Having laid out the key expressions, we can begin this in the following way.
Inner Most Sum
Firstly, note that we can rewrite the inner most sum in such a way that we can apply (A), and indeed doing so, we obtain
$$
\sum_{k=j+1}^{n-1}1 = \sum_{k = 1}^{n-1-j}1 = n-1-j
$$
Middle Sum
Having evaluated the inner most sum, we can proceed and obtain the following
$$
\begin{align}
\sum_{j=i+1}^{n-1}\sum_{k=j+1}^{n-1}1 &= \sum_{j=i+1}^{n-1}(n-1-j)\\
\text{separate the sum gives }&= \sum_{j=i+1}^{n-1}(n-1) - \sum_{j=i+1}^{n-1}j\\
\text{use (A) and (B)}&= (n-1)(n-1-i) - \frac{1}{2}(n-1-i)(n+i)\\
&= \frac{1}{2}(n-1-i)(n - 2 - i) \\
&= \frac{1}{2}\left[(n-1)(n-2) - i(n-1) - i(n-2) + i^2\right] \\
&= \frac{1}{2}\left[(n-1)(n-2) - i(2n - 3) + i^2\right].
\end{align}
$$
Outermost Sum
We are now left with the final sum.
$$
\begin{align}
\sum_{i=0}^{n-1}\sum_{j=i+1}^{n-1}\sum_{k=j+1}^{n-1}1 
&= \frac{1}{2}\sum_{i=0}^{n-1}\left[(n-1)(n-2) - i(2n - 3) + i^2\right] \\
\text{separate the sum}
&= \frac{1}{2}\left[n(n-1)(n-2) - (2n-3)\sum_{i=0}^{n-1}i + \sum_{i=0}^{n-1}i^2\right] \\
\text{use (A), (B) and (C)}
&= \frac{1}{2}\left[n(n-1)(n-2) - \frac{1}{2}n(n-1)(2n-3) + \frac{1}{6}n(n-1)(2n-1)\right]
\end{align}
$$
Simplifying down, we find that
\begin{align}
&\frac{1}{2}\left[n(n-1)(n-2) - \frac{1}{2}n(n-1)(2n-3) + \frac{1}{6}n(n-1)(2n-1)\right]\\
&= \frac{1}{2}n(n-1)\left[n-2 - \frac{1}{2}(2n-3) + \frac{1}{6}(2n-1)\right] \\
&= \frac{1}{6}n(n-1)(n-2). 
\end{align}
Final Result
Thus, we can conclude that
$$
\sum_{i=0}^{n-1}\sum_{j=i+1}^{n-1}\sum_{k=j+1}^{n-1}1 = \frac{1}{6}n(n-1)(n-2).
$$

Extension Result
The above exercise leads to the following interesting exercise.
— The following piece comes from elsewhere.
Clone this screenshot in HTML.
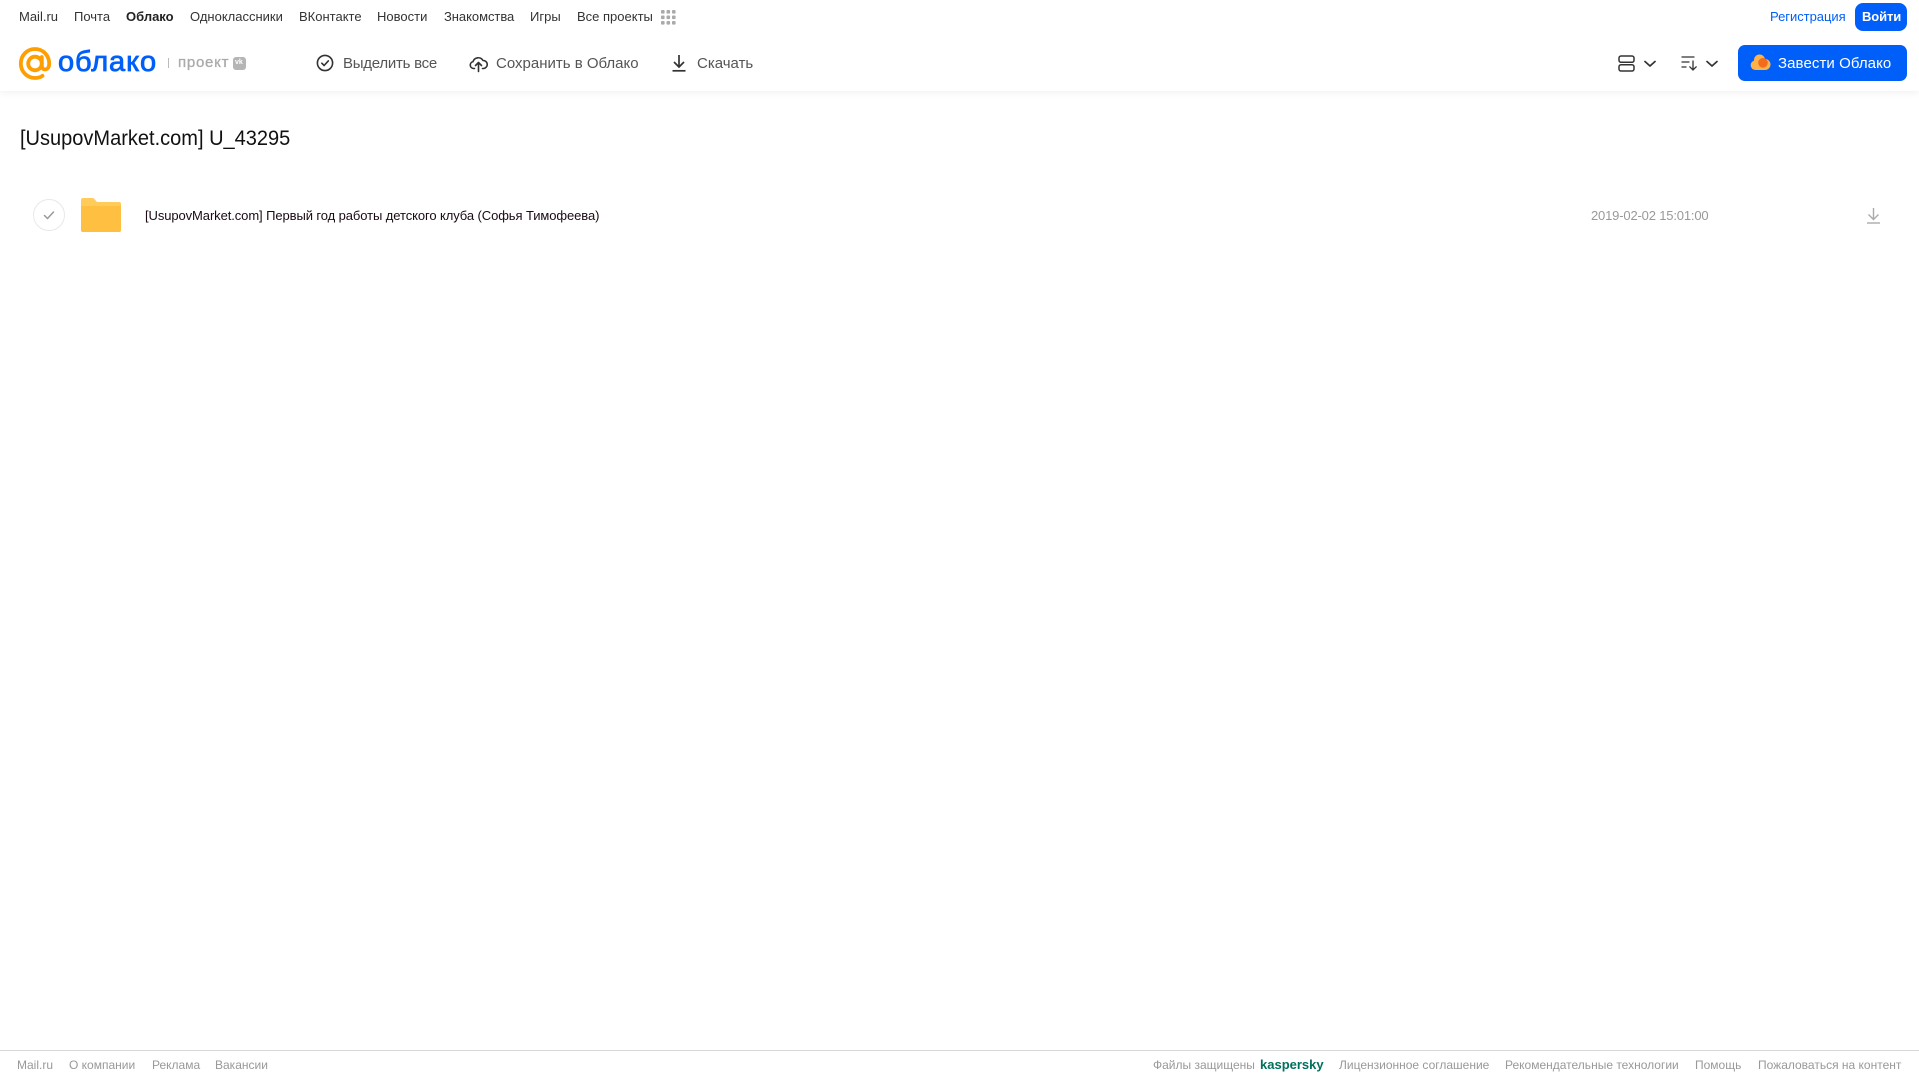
<!DOCTYPE html>
<html lang="ru"><head><meta charset="utf-8"><title>Облако</title>
<style>
html,body{margin:0;padding:0;background:#fff}
body{width:1919px;height:1079px;position:relative;overflow:hidden;font-family:"Liberation Sans",sans-serif}
.t{position:absolute;white-space:nowrap;line-height:20px}
.n{top:7px;font-size:13px;color:#333}
.a{top:54px;font-size:15px;color:#555}
.f{top:1055px;font-size:12px;color:#999}
svg{position:absolute;overflow:visible}
#hd{position:absolute;left:0;top:0;width:1919px;height:91px;background:#fff;box-shadow:0 1px 8px rgba(0,0,0,.07)}
</style></head><body>
<div id="hd"></div>
<span class="t n" style="left:19px">Mail.ru</span>
<span class="t n" style="left:74px">Почта</span>
<span class="t n" style="left:126px;font-weight:700;color:#222">Облако</span>
<span class="t n" style="left:190px">Одноклассники</span>
<span class="t n" style="left:299px">ВКонтакте</span>
<span class="t n" style="left:377px">Новости</span>
<span class="t n" style="left:444px;letter-spacing:-.05px">Знакомства</span>
<span class="t n" style="left:530px">Игры</span>
<span class="t n" style="left:577px">Все проекты</span>
<svg style="left:661px;top:10px" width="15" height="15" fill="#aaa"><rect x="0" y="0" width="3.6" height="3.6" rx="1"/><rect x="5.5" y="0" width="3.6" height="3.6" rx="1"/><rect x="11" y="0" width="3.6" height="3.6" rx="1"/><rect x="0" y="5.5" width="3.6" height="3.6" rx="1"/><rect x="5.5" y="5.5" width="3.6" height="3.6" rx="1"/><rect x="11" y="5.5" width="3.6" height="3.6" rx="1"/><rect x="0" y="11" width="3.6" height="3.6" rx="1"/><rect x="5.5" y="11" width="3.6" height="3.6" rx="1"/><rect x="11" y="11" width="3.6" height="3.6" rx="1"/></svg>
<span class="t n" style="left:1770px;color:#005ff9;letter-spacing:-.03px">Регистрация</span>
<div style="position:absolute;left:1855px;top:3px;width:52px;height:28px;border-radius:8px;background:#005ff9"></div>
<span class="t n" style="left:1862px;color:#fff;font-weight:700;letter-spacing:-.1px">Войти</span>

<svg style="left:19px;top:47px" width="33" height="33" viewBox="0 0 33 33" fill="none" stroke="#ff9e00" stroke-width="3.8"><circle cx="16" cy="16.5" r="6.8"/><path d="M22.800 10v8.500c0 5.600 7.400 5.600 7.400-2C30.200 8.500 24 2 16 2 8 2 1.800 8.500 1.800 16.500S8 31 16 31c3 0 5.500-.8 7.500-2.200" stroke-linecap="round"/></svg>
<span class="t" style="left:58px;top:45px;font-size:29px;line-height:34px;color:#005ff9;letter-spacing:.9px;-webkit-text-stroke:.8px #005ff9">облако</span>
<div style="position:absolute;left:168px;top:58px;width:1px;height:10px;background:#bbb"></div>
<span class="t" style="left:178px;top:53px;font-size:15px;color:#aaa;letter-spacing:.75px;-webkit-text-stroke:.3px #aaa">проект</span>
<div style="position:absolute;left:233px;top:57px;width:13px;height:13px;border-radius:3px;background:#b5b5b5"></div>
<span class="t" style="left:235px;top:53px;font-size:7px;color:#fff;font-weight:700">vk</span>

<svg style="left:316px;top:54px" width="18" height="18" fill="none" stroke="#333" stroke-width="1.6"><circle cx="9" cy="9" r="7.6"/><path d="M5.800 9.200l2.300 2.300 4.200-4.600" stroke-linecap="round" stroke-linejoin="round"/></svg>
<span class="t a" style="left:343px;letter-spacing:-.25px">Выделить все</span>
<svg style="left:469px;top:54px" width="19" height="18" fill="none" stroke="#333" stroke-width="1.6" stroke-linecap="round" stroke-linejoin="round"><path d="M5.500 14.500H4.500a3.500 3.500 0 0 1-.5-6.900A5.500 5.500 0 0 1 14 6.500a4 4 0 0 1 .5 8h-1"/><path d="M9.500 17.500V9M6.500 11.500l3-3 3 3"/></svg>
<span class="t a" style="left:496px">Сохранить в Облако</span>
<svg style="left:671px;top:54px" width="16" height="18" fill="none" stroke="#333" stroke-width="1.7"><path d="M8 1v11.500M3 8l5 5 5-5"/><path d="M1.500 16.800h13"/></svg>
<span class="t a" style="left:697px">Скачать</span>

<svg style="left:1618px;top:55px" width="17" height="17" fill="none" stroke="#333" stroke-width="1.500"><rect x="1" y="1" width="15" height="6.300" rx="2"/><rect x="1" y="9.700" width="15" height="6.300" rx="2"/></svg>
<svg style="left:1644px;top:60px" width="13" height="8" fill="none" stroke="#333" stroke-width="1.700" stroke-linecap="round" stroke-linejoin="round"><path d="M1 1.500l5 4.500 5-4.500"/></svg>
<svg style="left:1681px;top:55px" width="17" height="16" fill="none" stroke="#333" stroke-width="1.300" stroke-linecap="round"><path d="M1 2h12M1 7h7M1 12h4"/><path d="M12 6v9M8.800 11.800l3.200 3.200 3.200-3.200"/></svg>
<svg style="left:1706px;top:60px" width="13" height="8" fill="none" stroke="#333" stroke-width="1.700" stroke-linecap="round" stroke-linejoin="round"><path d="M1 1.500l5 4.500 5-4.500"/></svg>
<div style="position:absolute;left:1738px;top:45px;width:169px;height:36px;border-radius:7px;background:#005ff9"></div>
<svg style="left:1750px;top:54px" width="21" height="17"><g fill="#ffb24a"><circle cx="5.500" cy="11.200" r="4.800"/><circle cx="9.500" cy="6" r="5.500"/><circle cx="15" cy="10.500" r="5.500"/><rect x="5" y="10" width="10" height="6"/></g><circle cx="13" cy="8.800" r="4.800" fill="#f36b1c"/></svg>
<span class="t" style="left:1778px;top:54px;font-size:15px;color:#fff;letter-spacing:.08px">Завести Облако</span>

<span class="t" style="left:20px;top:127px;font-size:21px;line-height:24px;color:#111;transform:scaleX(.953);transform-origin:0 50%">[UsupovMarket.com] U_43295</span>

<svg style="left:32px;top:198px" width="34" height="34" fill="none"><circle cx="17" cy="17" r="15.500" stroke="#e8e8e8"/><path d="M12.500 17.500l3 3 6-6.500" stroke="#999" stroke-width="1.500" stroke-linecap="round" stroke-linejoin="round"/></svg>
<svg style="left:81px;top:198px" width="40" height="34"><path d="M2 0h9c1.500 0 2.500.7 3.200 1.900.7 1.300 1.500 2.100 3 2.100H38a2 2 0 0 1 2 2v26a2 2 0 0 1-2 2H2a2 2 0 0 1-2-2V2a2 2 0 0 1 2-2z" fill="#ffcc5c"/><path d="M0 8h40v24a2 2 0 0 1-2 2H2a2 2 0 0 1-2-2z" fill="#ffc042"/></svg>
<span class="t" style="left:145px;top:206px;font-size:13px;color:#1a0a14;letter-spacing:-.09px">[UsupovMarket.com] Первый год работы детского клуба (Софья Тимофеева)</span>
<span class="t" style="left:1591px;top:206px;font-size:13px;color:#999;letter-spacing:-.17px">2019-02-02 15:01:00</span>
<svg style="left:1866px;top:207px" width="15" height="17" fill="none" stroke="#aaa" stroke-width="1.400"><path d="M7.500 1v11M2.500 7.500l5 5 5-5"/><path d="M1 16h13"/></svg>

<div style="position:absolute;left:0;top:1050px;width:1919px;height:1px;background:#d8d8d8"></div>
<span class="t f" style="left:17px">Mail.ru</span>
<span class="t f" style="left:69px">О компании</span>
<span class="t f" style="left:152px">Реклама</span>
<span class="t f" style="left:215px">Вакансии</span>
<span class="t f" style="left:1153px">Файлы защищены</span>
<span class="t f" style="left:1260px;color:#00715c;font-weight:700;font-size:13px">kaspersky</span>
<span class="t f" style="left:1339px">Лицензионное соглашение</span>
<span class="t f" style="left:1505px">Рекомендательные технологии</span>
<span class="t f" style="left:1695px">Помощь</span>
<span class="t f" style="left:1758px">Пожаловаться на контент</span>
</body></html>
Given some index $m$, what is the evaluation of the sum (whenever it makes sense)
$$
\sum_{i_1=0}^{n-1}\sum_{i_2=i_1+1}^{n-1}\sum_{i_3=i_2+1}^{n-1}\cdots\sum_{i_m=i_{m-1}+1}^{n-1}1 ?
$$
This is quite an interesting question, and yields a very nice answer. Indeed, we have that
$$
\sum_{i_1=0}^{n-1}\sum_{i_2=i_1+1}^{n-1}\sum_{i_3=i_2+1}^{n-1}\cdots\sum_{i_m=i_{m-1}+1}^{n-1}1 = \frac{1}{m!}\prod_{i=0}^{m-1}(n-i) = \frac{n!}{m!(n-m)!} = {n \choose m}
$$
You can find out more about sums of this form in this article.
A: The sum is equal to the number of ordered triples of integers $(i, j, k)$ such that $0 \leqslant i < j < k \leqslant n - 1.$ Therefore, it is equal to the number of $3$-element subsets of the $n$-element set $\{0, 1, \ldots, n - 1\},$ which is $\binom{n}3.$ Similarly for the more general result given in Spaceman's answer.